§ **Task goal**:
Give the count of lines in the data that include "components", with no other words.

________________________

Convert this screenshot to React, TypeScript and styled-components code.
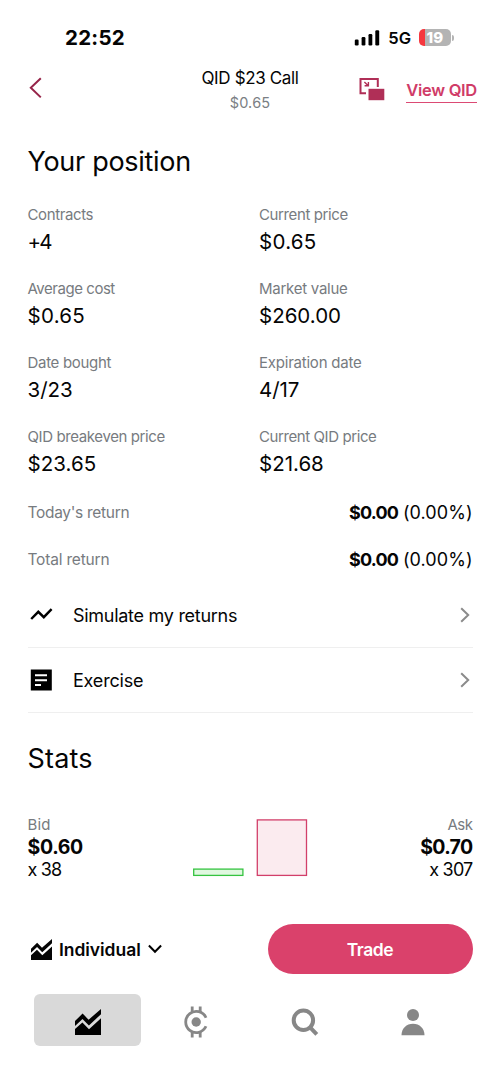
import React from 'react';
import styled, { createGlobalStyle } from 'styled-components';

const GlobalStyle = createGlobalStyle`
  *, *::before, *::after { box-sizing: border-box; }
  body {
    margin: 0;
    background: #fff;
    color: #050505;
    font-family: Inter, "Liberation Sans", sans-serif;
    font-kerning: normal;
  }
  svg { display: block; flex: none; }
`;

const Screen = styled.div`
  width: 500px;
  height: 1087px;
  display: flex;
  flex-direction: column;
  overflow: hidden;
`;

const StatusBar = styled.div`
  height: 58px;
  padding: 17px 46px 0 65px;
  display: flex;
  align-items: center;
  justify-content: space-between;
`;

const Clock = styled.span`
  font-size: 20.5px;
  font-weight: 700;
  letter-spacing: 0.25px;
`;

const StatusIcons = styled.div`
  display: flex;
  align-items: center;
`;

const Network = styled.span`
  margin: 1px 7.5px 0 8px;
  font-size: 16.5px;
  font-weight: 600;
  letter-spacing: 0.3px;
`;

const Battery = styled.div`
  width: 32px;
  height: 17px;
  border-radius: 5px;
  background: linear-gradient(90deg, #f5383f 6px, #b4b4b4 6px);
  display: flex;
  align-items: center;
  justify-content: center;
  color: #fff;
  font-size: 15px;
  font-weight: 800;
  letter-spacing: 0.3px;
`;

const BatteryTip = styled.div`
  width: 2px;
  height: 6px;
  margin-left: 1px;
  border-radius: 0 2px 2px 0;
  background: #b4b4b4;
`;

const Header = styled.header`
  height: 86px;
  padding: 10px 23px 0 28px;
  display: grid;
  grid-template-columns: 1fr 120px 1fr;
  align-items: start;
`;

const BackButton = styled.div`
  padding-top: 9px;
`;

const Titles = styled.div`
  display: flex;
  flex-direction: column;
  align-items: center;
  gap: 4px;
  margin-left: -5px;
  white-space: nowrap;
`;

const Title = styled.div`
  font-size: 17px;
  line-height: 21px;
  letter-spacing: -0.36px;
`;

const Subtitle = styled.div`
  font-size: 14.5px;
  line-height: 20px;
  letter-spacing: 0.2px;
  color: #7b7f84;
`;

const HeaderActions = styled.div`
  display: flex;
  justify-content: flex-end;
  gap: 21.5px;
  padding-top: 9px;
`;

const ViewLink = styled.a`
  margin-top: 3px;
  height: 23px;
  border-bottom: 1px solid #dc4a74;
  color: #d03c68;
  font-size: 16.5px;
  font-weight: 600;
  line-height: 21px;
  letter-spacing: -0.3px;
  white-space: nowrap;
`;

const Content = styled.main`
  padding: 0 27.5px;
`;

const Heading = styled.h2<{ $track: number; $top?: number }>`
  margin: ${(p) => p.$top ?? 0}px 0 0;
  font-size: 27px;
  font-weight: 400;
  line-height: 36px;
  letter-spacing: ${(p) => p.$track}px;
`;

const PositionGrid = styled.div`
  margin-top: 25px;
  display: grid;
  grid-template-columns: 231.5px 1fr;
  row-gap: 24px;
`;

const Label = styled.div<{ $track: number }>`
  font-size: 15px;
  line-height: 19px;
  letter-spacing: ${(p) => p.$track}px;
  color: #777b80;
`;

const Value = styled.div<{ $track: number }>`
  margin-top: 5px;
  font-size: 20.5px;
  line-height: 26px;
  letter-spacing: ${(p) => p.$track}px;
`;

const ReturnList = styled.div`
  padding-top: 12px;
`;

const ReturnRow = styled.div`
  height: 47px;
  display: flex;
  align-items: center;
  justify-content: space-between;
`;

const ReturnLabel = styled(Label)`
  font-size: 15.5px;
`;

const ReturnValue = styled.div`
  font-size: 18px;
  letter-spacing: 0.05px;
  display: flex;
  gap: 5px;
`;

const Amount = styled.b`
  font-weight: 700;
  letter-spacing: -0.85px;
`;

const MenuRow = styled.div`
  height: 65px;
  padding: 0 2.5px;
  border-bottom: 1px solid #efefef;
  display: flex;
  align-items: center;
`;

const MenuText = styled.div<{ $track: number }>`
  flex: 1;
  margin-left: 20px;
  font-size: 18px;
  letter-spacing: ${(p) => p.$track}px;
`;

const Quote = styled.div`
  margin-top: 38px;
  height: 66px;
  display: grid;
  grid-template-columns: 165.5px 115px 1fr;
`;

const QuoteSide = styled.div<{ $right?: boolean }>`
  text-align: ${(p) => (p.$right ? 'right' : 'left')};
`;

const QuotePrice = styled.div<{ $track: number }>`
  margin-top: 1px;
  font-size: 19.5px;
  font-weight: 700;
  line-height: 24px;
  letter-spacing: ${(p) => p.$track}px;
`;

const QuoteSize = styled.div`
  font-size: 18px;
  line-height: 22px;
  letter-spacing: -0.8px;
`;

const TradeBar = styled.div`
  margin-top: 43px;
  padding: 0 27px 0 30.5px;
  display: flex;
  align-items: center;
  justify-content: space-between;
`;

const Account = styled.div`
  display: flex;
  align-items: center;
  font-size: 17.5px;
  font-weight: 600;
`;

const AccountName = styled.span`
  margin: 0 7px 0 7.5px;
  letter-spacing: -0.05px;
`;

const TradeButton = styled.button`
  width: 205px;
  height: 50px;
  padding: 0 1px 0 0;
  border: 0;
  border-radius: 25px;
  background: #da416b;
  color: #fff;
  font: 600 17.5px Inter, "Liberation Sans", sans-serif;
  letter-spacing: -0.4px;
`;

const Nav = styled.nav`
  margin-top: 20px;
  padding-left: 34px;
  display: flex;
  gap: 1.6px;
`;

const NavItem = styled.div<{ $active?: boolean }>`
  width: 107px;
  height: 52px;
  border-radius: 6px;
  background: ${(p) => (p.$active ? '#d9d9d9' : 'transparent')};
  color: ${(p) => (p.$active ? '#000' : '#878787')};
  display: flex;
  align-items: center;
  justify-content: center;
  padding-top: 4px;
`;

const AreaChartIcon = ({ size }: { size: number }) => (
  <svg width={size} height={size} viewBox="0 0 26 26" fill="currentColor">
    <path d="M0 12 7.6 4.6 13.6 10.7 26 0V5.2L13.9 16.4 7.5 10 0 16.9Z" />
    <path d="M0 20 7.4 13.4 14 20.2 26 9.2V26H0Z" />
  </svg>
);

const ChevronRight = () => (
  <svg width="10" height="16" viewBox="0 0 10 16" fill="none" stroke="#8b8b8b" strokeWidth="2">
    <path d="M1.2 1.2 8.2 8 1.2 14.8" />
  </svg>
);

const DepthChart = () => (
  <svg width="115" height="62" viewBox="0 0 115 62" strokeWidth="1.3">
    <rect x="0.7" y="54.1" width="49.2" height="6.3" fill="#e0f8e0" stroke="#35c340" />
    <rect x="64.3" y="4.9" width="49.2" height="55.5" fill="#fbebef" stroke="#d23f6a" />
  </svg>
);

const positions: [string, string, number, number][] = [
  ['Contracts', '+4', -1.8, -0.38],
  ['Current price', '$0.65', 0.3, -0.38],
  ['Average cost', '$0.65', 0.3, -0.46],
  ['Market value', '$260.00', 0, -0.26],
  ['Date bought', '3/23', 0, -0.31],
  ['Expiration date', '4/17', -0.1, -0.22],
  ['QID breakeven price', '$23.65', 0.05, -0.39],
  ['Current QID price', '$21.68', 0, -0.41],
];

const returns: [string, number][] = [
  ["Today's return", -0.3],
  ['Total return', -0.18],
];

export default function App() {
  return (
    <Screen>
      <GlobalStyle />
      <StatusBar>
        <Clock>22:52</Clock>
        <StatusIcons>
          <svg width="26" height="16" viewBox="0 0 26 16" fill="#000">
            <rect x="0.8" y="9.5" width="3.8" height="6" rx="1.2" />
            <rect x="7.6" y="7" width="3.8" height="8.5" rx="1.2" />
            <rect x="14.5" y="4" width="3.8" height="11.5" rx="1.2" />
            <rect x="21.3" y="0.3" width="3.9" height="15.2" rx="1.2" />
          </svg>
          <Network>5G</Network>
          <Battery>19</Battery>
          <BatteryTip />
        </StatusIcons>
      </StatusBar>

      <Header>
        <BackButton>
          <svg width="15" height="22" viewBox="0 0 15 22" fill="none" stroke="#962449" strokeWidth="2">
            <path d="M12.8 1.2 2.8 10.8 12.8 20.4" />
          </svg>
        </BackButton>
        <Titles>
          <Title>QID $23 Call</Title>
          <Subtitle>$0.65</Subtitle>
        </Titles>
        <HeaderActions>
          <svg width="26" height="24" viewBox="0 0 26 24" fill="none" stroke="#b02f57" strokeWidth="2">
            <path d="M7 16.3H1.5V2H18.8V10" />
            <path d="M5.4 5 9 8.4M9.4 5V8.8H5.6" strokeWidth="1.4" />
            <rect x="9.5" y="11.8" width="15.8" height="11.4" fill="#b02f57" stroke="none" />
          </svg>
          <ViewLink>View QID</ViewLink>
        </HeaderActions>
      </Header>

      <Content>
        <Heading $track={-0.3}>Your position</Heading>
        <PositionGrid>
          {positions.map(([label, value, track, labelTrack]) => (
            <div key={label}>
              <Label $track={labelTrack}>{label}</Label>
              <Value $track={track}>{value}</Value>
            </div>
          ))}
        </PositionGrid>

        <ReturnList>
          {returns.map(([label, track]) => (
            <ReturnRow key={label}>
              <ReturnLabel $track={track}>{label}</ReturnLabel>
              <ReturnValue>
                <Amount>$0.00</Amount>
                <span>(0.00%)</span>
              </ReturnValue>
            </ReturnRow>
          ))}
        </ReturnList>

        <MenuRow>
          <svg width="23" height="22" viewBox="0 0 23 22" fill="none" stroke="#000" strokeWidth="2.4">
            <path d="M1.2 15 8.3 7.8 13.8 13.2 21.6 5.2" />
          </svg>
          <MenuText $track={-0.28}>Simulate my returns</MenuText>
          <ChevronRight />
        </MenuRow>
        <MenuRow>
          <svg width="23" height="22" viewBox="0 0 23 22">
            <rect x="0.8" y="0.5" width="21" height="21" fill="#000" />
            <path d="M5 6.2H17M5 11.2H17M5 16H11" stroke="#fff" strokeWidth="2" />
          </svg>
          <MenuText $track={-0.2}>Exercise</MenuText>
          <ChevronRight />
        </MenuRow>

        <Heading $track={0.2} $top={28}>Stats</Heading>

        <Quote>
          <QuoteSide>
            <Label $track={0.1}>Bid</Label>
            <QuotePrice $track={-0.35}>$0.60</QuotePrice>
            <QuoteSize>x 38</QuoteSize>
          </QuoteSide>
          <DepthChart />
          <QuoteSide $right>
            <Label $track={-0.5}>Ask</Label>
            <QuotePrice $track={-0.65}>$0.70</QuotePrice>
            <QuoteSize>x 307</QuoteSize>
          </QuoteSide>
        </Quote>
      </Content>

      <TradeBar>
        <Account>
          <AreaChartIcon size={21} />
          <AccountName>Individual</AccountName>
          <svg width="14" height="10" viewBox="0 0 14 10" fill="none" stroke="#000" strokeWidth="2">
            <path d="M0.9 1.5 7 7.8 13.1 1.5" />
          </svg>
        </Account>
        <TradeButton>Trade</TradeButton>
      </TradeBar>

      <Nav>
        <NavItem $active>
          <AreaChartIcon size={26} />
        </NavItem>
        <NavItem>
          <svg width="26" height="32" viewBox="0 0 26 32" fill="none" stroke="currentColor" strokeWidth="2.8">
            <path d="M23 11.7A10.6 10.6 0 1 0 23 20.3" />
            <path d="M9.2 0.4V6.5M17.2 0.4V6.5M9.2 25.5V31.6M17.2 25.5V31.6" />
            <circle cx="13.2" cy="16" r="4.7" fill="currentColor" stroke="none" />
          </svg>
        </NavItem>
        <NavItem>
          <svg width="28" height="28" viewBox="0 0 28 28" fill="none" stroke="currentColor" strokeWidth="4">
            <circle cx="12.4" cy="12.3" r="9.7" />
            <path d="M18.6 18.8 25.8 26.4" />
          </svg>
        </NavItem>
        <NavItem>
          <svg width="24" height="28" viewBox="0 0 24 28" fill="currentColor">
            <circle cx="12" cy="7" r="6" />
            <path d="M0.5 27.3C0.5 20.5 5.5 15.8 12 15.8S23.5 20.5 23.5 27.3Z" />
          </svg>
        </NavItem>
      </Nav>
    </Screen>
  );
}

________________________

§ **Expected output**:
2